OPINION

When anti-Israel sentiment shades into anti-Semitism

RW Johnson says our universities should not allow this ideology to take root on their campuses

I note with wonder and some distaste the continuing "Israel Apartheid" agitation on many South African university campuses. Not that I don't think that Israel isn't eminently criticizable for the encroachment of its settlements into Palestinian land and, doubtless, for much else besides in the way that any state backed into the sort of corner that Israel is, is likely to be. One of the most impressive things about Israel is that there is no shortage of such criticism by Israeli intellectuals within Israel, which says something for freedom of expression there which cannot be said of just about any other Middle Eastern country.

However, I am not interested in either attacking or defending Israel. What I am deeply interested in is the way in which anti-Israeli sentiment on our campuses so easily shades into outright anti-semitism. There is no dodging this. During the recent disturbances at Wits over musical performances by Israeli performers there were anti-semitic songs sung, chants of "Kill the Jew !" and so forth. This is very, very ugly and disgraceful stuff.

It is also amazing to someone who knew South African universities under apartheid. When I was a student in Durban it was extremely noticeable that virtually without exception, the sprinkling of Jews on our campus were all anti-apartheid. Some were Progs, some Liberals, some Communists. (I note somewhat wryly that several of the student Communists I knew then live happily in Israel today.) This was true at faculty level too - professors like Hansi Pollak and Leo Kuper were outspokenly anti-apartheid.

But the Durban campus was notoriously conservative and lefties like myself on the SRC had a hard time faced with the solid bloc of Engineering reactionaries - in Maritzburg a role played by the Agrics. When we went to NUSAS congresses - and NUSAS was then the most anti-apartheid organization operating openly in the country - it was even more striking how prominent Jewish liberals and lefties were at UCT and Wits.

We could not but recognise that the Wits and UCT campuses were not only more academically distinguished than ours in Durban but also more lively and more liberal. We used to debate why this was and pretty quickly came up with the explanation that "Durban just doesn't have enough Jews". Whether one was looking at student leaders like Hugh Kowarsky, Adrian Leftwich or Roger Jowell, or at faculty level where Wits had Julius Lewin and UCT had Jack Simons, it was simply obvious that this was the missing ingredient.

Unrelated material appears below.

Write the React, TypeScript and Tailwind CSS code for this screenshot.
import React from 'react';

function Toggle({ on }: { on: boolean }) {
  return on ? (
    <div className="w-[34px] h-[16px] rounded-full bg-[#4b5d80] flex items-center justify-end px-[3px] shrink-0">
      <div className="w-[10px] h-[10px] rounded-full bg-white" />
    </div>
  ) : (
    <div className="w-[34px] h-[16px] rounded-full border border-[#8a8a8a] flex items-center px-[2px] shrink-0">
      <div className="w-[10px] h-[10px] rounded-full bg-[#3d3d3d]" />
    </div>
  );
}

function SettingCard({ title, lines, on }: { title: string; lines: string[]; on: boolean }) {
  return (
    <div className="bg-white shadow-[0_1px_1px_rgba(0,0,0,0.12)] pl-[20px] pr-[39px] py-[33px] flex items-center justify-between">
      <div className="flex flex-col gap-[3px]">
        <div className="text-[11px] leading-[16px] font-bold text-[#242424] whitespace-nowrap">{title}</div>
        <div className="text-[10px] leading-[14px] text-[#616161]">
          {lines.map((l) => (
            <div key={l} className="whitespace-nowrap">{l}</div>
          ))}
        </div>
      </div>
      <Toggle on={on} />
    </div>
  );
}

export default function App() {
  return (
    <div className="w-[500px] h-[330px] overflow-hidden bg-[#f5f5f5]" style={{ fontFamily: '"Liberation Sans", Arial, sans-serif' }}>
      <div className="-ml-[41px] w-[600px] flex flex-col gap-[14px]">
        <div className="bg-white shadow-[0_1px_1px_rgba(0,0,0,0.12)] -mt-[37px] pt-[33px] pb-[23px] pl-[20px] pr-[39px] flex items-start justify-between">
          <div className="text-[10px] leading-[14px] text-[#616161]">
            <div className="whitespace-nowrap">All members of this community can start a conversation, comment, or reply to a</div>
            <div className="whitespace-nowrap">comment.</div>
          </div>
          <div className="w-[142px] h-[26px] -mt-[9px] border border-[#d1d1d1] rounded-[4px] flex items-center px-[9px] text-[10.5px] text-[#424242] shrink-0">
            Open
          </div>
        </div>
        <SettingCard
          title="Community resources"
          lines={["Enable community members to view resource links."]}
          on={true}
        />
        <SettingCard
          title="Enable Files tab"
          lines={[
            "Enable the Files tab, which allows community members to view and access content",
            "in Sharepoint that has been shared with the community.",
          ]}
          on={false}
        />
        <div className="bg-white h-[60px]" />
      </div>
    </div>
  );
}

Moreover, it went further than that. Both UCT and Wits were substantially better endowed than the University of Natal, which always got by on a shoestring. And here again, the big difference was that the Jewish communities of Johannesburg and Cape Town were much bigger than Durban's, and they were strongly philanthropic - they gave and gave to their local universities, endowing chairs, scholarships and bursaries.

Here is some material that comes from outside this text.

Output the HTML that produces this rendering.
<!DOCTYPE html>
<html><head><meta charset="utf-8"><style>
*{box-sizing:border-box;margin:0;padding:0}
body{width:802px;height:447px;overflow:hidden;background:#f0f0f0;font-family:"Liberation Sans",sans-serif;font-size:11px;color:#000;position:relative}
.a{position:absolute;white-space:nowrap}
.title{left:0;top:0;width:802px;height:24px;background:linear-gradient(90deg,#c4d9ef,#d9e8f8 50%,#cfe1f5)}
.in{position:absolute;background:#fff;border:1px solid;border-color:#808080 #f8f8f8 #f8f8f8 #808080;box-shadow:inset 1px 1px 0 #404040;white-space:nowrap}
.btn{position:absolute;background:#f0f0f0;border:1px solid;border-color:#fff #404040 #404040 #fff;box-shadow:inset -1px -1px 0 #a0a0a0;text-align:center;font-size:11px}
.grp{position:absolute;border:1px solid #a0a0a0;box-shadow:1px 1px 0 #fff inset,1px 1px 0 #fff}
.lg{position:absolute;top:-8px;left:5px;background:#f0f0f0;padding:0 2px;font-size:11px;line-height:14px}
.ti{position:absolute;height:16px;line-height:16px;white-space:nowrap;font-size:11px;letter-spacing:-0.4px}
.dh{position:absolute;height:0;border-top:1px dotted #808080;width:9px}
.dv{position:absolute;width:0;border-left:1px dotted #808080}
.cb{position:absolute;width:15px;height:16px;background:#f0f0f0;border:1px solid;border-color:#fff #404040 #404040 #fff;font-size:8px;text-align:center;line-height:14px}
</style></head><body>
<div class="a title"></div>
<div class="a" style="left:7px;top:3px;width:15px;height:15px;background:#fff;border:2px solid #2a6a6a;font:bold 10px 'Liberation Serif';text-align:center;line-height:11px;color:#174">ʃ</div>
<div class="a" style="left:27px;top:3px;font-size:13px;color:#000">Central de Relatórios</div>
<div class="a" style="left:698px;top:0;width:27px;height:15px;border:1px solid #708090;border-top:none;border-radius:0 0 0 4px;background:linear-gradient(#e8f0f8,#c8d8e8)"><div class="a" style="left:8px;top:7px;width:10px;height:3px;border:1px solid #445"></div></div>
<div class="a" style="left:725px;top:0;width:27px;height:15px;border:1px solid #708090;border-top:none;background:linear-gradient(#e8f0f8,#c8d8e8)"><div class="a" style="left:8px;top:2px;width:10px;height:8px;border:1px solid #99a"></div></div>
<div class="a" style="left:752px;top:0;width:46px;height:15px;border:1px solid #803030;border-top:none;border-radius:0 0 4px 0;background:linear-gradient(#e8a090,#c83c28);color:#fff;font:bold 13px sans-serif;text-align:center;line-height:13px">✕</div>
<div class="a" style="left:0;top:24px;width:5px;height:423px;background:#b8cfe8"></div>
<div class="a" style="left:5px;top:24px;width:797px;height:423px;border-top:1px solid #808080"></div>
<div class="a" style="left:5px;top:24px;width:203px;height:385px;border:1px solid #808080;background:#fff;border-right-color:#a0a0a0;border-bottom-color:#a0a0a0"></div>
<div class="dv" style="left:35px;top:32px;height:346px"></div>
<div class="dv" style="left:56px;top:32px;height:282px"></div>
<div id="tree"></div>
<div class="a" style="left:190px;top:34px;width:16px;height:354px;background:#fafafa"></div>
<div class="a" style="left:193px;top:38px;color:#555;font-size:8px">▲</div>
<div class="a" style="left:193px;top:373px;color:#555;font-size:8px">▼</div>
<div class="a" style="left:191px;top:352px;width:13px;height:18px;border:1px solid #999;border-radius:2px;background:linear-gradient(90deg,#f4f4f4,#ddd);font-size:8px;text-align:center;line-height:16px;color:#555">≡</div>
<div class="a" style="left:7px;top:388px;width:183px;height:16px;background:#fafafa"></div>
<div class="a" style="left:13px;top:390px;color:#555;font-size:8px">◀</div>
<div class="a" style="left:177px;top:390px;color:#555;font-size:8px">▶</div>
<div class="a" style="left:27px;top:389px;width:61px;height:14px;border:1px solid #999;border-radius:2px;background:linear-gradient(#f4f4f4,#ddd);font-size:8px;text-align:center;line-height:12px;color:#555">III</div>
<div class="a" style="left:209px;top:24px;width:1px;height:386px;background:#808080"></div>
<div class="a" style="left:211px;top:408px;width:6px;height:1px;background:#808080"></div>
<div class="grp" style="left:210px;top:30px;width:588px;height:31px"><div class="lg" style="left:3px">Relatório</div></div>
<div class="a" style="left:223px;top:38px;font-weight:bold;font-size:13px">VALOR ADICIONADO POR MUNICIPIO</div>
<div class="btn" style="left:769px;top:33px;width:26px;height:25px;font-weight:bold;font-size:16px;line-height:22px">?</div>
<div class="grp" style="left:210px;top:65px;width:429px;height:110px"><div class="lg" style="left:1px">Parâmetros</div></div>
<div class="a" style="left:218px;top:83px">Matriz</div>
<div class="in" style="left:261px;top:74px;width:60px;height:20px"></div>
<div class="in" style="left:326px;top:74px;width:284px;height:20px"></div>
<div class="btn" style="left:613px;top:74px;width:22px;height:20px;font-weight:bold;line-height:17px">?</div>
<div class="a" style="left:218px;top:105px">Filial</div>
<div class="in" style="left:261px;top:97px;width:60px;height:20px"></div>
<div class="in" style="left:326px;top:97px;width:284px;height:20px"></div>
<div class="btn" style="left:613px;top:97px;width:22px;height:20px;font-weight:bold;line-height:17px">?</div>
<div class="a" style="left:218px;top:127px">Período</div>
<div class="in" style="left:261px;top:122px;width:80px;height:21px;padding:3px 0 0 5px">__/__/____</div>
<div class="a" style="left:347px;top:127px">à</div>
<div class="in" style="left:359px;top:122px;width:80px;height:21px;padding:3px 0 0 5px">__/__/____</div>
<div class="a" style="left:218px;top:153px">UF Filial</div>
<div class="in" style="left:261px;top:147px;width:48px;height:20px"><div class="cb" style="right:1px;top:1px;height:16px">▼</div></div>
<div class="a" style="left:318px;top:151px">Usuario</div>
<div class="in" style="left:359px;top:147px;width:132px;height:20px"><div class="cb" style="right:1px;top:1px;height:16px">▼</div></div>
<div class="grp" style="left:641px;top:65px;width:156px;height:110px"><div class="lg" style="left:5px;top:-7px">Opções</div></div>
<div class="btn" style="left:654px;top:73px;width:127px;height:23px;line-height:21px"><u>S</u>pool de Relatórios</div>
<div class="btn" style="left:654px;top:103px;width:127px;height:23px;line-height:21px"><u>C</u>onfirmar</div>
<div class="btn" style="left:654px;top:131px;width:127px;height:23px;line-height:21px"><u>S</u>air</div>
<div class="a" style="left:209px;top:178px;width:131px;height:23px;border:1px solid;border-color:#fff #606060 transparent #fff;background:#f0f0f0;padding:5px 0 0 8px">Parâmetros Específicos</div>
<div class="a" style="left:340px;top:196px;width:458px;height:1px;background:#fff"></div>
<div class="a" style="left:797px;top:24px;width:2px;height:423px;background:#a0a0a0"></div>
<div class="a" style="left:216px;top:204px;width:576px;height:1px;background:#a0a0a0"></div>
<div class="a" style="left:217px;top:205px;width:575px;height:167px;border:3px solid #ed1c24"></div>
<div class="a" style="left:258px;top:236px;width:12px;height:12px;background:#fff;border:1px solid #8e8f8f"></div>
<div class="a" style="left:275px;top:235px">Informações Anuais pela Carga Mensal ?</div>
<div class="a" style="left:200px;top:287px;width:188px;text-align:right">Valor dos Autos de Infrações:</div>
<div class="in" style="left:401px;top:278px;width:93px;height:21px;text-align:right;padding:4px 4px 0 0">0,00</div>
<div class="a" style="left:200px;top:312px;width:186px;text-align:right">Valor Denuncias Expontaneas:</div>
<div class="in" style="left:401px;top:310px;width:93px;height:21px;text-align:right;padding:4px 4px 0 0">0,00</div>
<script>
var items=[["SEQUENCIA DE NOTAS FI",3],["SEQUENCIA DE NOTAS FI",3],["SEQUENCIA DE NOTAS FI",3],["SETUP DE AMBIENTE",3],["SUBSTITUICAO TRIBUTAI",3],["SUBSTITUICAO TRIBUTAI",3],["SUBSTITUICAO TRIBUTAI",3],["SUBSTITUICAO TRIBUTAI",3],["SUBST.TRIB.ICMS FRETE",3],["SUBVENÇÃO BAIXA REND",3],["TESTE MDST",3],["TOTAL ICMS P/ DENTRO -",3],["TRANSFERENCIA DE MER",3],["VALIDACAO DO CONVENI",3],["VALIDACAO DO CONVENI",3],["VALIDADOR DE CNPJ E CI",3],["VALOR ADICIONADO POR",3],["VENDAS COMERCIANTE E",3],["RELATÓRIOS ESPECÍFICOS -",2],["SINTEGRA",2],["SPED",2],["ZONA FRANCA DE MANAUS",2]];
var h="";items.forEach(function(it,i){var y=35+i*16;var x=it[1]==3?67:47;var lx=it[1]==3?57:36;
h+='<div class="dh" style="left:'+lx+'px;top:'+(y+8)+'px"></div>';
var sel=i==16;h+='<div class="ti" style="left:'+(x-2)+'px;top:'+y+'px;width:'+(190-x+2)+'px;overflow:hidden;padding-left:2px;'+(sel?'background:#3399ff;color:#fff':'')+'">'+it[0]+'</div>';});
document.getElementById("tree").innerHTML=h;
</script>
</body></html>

No one was in any doubt that they had largely made those into South Africa's leading universities. Indeed, the Jewish contribution was not just large; it was fundamental. This meant that for all our generation the notion that university campuses might host events which gave offense to the Jewish community was completely unacceptable.

So, Gentile though I am, it is deeply shocking and saddening for me to see open anti-semitism on our campuses. I remember how, in the early 1960s, some extreme Afrikaner nationalists staged an anti-semitic demonstration in Jo'burg and the massed ranks of Jewish students from Wits simply broke it up. It was a matter of honour to them that anti-semitism simply should not pass and they were determined to show that they weren't going to shy away from fist-fights with burly Afrikaners if that's what it took.

The latest chapter in this sorry story is the speaking tour by Victoria Brittain on the "Israel Apartheid" bandwagon. It is strange to see Ms Brittain taken seriously any more. She lost whatever credibility she had in the UK after her admission that she had unwittingly allowed Libyan sources to deposit large sums of money into her bank account to finance a libel action of a friend of hers. But many such clapped-out old lefties re-cycle themselves here - just after 1994 we even used to have regular visits from Arthur Scargill. Here he was still taken seriously while in Britain he was no more than a figure of fun.

But the unfunny side of all this is when (perfectly acceptable) criticism of Israel is used to encourage entirely unacceptable anti-semitism. If we're frank about it, this is always likely to happen in South Africa simply because our lines of ethnic and community cleavage have been so envenomed over such a long period. Given the sheer historical fact of anti-black, anti-white or anti-Indian feeling - and the fact that so many still believe that the expression of such feelings is legitimate - it is only a small extra step to get to anti-semitism.

So, whatever the "Boycott Israel" or "Israel Apartheid" lobbies say - and they have a right to exist and to their opinions - if they are honest they must admit that wherever they operate they leave a trail of anti-semitism in their wake. They may say that this is not their intent, but they cannot be unwitting that this is what happens.

This means that an ineluctable burden lies on all our Vice Chancellors and other university administrators. They just have to think about the history of academic institutions and intellectual life generally in this country to know how precious and indispensable the Jewish contribution has been. So that even if the prevention of anti-semitism wasn't a sacred duty for intellectuals anywhere, we have our own particular South African reasons to say that this simply shall not pass.